What You Actually Need to Know: RTO vs RPO
Two numbers should drive every backup decision your business makes:
Recovery Time Objective (RTO): How long can your business operate without this system? For most businesses, the answer is hours, not days. Your backup solution needs to be designed to hit that target.
Recovery Point Objective (RPO): How much data can you afford to lose? If your backup runs at midnight and you have a failure at 4 PM, you've lost a full day of work. If your RPO is two hours, you need backups running every two hours at minimum.
Most small businesses haven't defined either of these numbers, which means their backup vendor defined them instead — usually in favour of whatever was cheapest to implement.
A Backup Checklist for Alberta Businesses
- Backup jobs are monitored and someone receives alerts when they fail
- At least one copy is stored offsite or in cloud storage
- Backups are tested with an actual restore at least quarterly
- Backup destination is not accessible from the primary network (immutable or air-gapped)
- Both file-level and system image backups are in place for critical servers
- RTO and RPO have been defined and the current solution can meet them
- Microsoft 365 data (email, SharePoint, OneDrive) is backed up separately — Microsoft does not back up your data on your behalf
Microsoft 365 note: Many businesses assume Microsoft backs up their email and files. Microsoft provides infrastructure redundancy, not backup. Deleted emails beyond the recycle bin period, accidental overwrites, and ransomware-encrypted OneDrive data are your responsibility to recover.
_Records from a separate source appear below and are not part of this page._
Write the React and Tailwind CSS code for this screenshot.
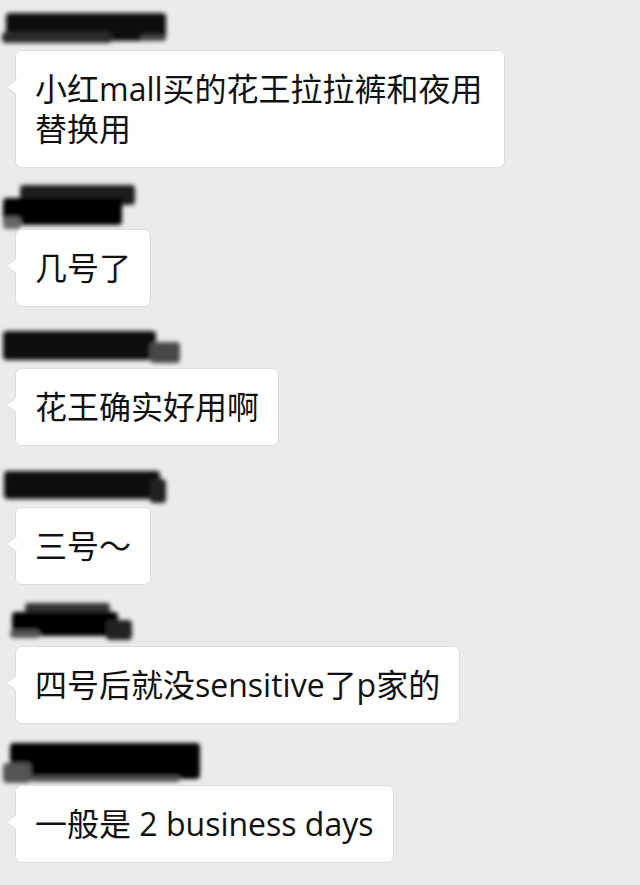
import React from 'react';

// Redacted sender names: blurred marker strokes
const scribbles = [
    [
        { x: 6, y: 9, w: 160, h: 28, c: '#0d0d0d' },
        { x: 2, y: 28, w: 110, h: 11, c: '#2a2a2a' },
        { x: 140, y: 31, w: 26, h: 6, c: '#444' },
    ],
    [
        { x: 20, y: 2, w: 115, h: 20, c: '#1a1a1a' },
        { x: 3, y: 15, w: 119, h: 27, c: '#000' },
        { x: 3, y: 34, w: 18, h: 12, c: '#666' },
    ],
    [
        { x: 3, y: 9, w: 153, h: 29, c: '#0a0a0a' },
        { x: 150, y: 20, w: 30, h: 21, c: '#4a4a4a' },
    ],
    [
        { x: 4, y: 10, w: 156, h: 28, c: '#080808' },
        { x: 150, y: 18, w: 16, h: 24, c: '#222' },
    ],
    [
        { x: 25, y: 3, w: 85, h: 14, c: '#333' },
        { x: 12, y: 12, w: 106, h: 24, c: '#000' },
        { x: 106, y: 20, w: 26, h: 20, c: '#222' },
        { x: 10, y: 30, w: 30, h: 8, c: '#555' },
    ],
    [
        { x: 10, y: 4, w: 190, h: 36, c: '#050505' },
        { x: 3, y: 24, w: 28, h: 20, c: '#555' },
        { x: 30, y: 37, w: 150, h: 6, c: '#555' },
    ],
];

const messages = [
    '小红mall买的花王拉拉裤和夜用替换用',
    '几号了',
    '花王确实好用啊',
    '三号～',
    '四号后就没sensitive了p家的',
    '一般是 2 business days',
];

const Name = ({ idx }) => (
    <svg width="210" height="46" viewBox="0 0 210 46" className="block overflow-visible">
        <defs>
            <filter id={`blur${idx}`} x="-10%" y="-30%" width="120%" height="160%">
                <feGaussianBlur stdDeviation="2.2" />
            </filter>
        </defs>
        <g filter={`url(#blur${idx})`}>
            {scribbles[idx].map((r, i) => (
                <rect key={i} x={r.x} y={r.y} width={r.w} height={r.h} rx="4" fill={r.c} />
            ))}
        </g>
    </svg>
);

const Bubble = ({ text }) => (
    <div className="relative ml-[15px] inline-block max-w-[490px] bg-white border border-[#dcdcdc] rounded-[7px] pl-[19px] pr-[19px] py-[18px] text-[32px] leading-[40px] text-[#111]">
        {/* Tail */}
        <svg width="11" height="16" viewBox="0 0 11 16" className="absolute left-[-10px] top-[28px]">
            <polygon points="11,0 0.5,8 11,16" fill="#fff" />
            <polyline points="11,0 0.5,8 11,16" fill="none" stroke="#dcdcdc" strokeWidth="1" />
        </svg>
        {text}
    </div>
);

const App = () => {
    return (
        <div
            className="w-[640px] h-[885px] overflow-hidden bg-[#ebebeb] pt-[4px]"
            style={{ fontFamily: '"Open Sans", "Noto Sans CJK SC", sans-serif' }}
        >
            <div className="flex flex-col gap-[15px]">
                {messages.map((m, i) => (
                    <div key={i} className="flex flex-col items-start">
                        <Name idx={i} />
                        <Bubble text={m} />
                    </div>
                ))}
            </div>
        </div>
    );
};

export default App;
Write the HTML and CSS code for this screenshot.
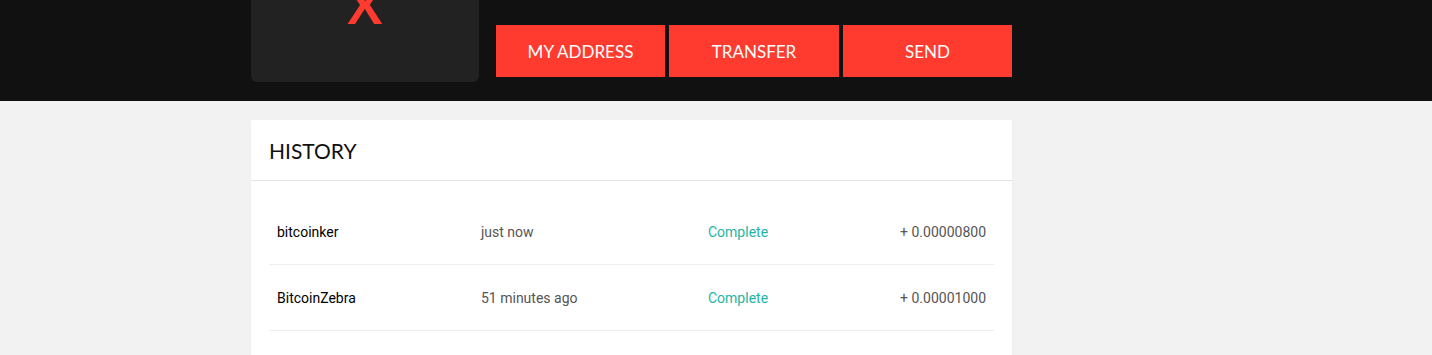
FILE: index.html
```html
<!DOCTYPE html>
<html lang="en">
<head>
    <meta charset="UTF-8">
    <title>Wallet</title>
    <link rel="stylesheet" href="styles.css">
</head>
<body>

    <header class="top-bar">
        <div class="top-inner">
            <div class="logo-card">
                <span class="logo-mark">X</span>
            </div>
            <nav class="actions">
                <button class="action-button">MY ADDRESS</button>
                <button class="action-button">TRANSFER</button>
                <button class="action-button">SEND</button>
            </nav>
        </div>
    </header>

    <!-- History -->
    <main class="content">
        <section class="history-card">
            <h2 class="history-title">HISTORY</h2>
            <div class="history-body">
                <div class="history-row">
                    <span class="col-user">bitcoinker</span>
                    <span class="col-time">just now</span>
                    <span class="col-status">Complete</span>
                    <span class="col-amount">+ 0.00000800</span>
                </div>
                <div class="history-row">
                    <span class="col-user">BitcoinZebra</span>
                    <span class="col-time">51 minutes ago</span>
                    <span class="col-status">Complete</span>
                    <span class="col-amount">+ 0.00001000</span>
                </div>
            </div>
        </section>
    </main>

</body>
</html>
```

FILE: styles.css
```css
body {
    margin: 0;
    padding: 0;
    background-color: #f2f2f2;
    font-family: Roboto, "Liberation Sans", sans-serif;
    height: 355px;
    overflow: hidden;
}
.top-bar {
    background-color: #111111;
    height: 101px;
    box-sizing: border-box;
    padding-bottom: 19px;
}
.top-inner {
    display: flex;
    align-items: flex-end;
    height: 100%;
    margin-left: 251px;
    width: 761px;
}
.logo-card {
    width: 228px;
    height: 82px;
    background-color: #222222;
    border-radius: 0 0 6px 6px;
    overflow: hidden;
    display: flex;
    justify-content: center;
}
.logo-mark {
    font-family: Lato, "Liberation Sans", sans-serif;
    font-weight: 700;
    font-size: 52px;
    line-height: 52px;
    color: #ff3b30;
    margin-top: -22px;
}
.actions {
    display: flex;
    gap: 4px;
    margin-left: 17px;
    margin-bottom: 5px;
}
.action-button {
    width: 169px;
    height: 52px;
    border: none;
    background-color: #ff3b30;
    color: white;
    font-family: Lato, "Liberation Sans", sans-serif;
    font-size: 17px;
    cursor: pointer;
    padding: 0;
}
.action-button:nth-child(2) {
    width: 170px;
}
.content {
    margin-left: 251px;
    width: 761px;
    padding-top: 19px;
}
.history-card {
    background-color: white;
    padding-bottom: 60px;
    box-shadow: 0 1px 2px rgba(0, 0, 0, 0.04);
}
.history-title {
    margin: 0;
    height: 60px;
    line-height: 62px;
    padding: 0 18px;
    font-family: Lato, "Liberation Sans", sans-serif;
    font-weight: 400;
    font-size: 21px;
    color: #111111;
    border-bottom: 1px solid #e2e2e2;
}
.history-body {
    padding: 18px 18px 0 18px;
}
.history-row {
    display: grid;
    grid-template-columns: 204px 227px 1fr 1fr;
    align-items: center;
    height: 65px;
    border-bottom: 1px solid #eeeeee;
    font-size: 14px;
}
.history-row span {
    padding: 0 8px;
}
.col-user {
    color: #000000;
}
.col-time {
    color: #555555;
}
.col-status {
    color: #1fb5a5;
}
.col-amount {
    color: #555555;
    text-align: right;
}
```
A separate M365 backup solution is essential.
What a Modern Managed Backup Looks Like
A properly managed backup solution for a small or mid-sized business typically includes automated monitoring of every backup job, alerting on failures, monthly or quarterly restore tests, and a documented recovery runbook so that when a failure happens, recovery is a process — not a scramble.
The backup solutions we deploy for Alberta clients use immutable cloud storage with local cache for fast recovery, monitor backup job health daily, and include a documented RTO/RPO commitment so there are no surprises when it matters most.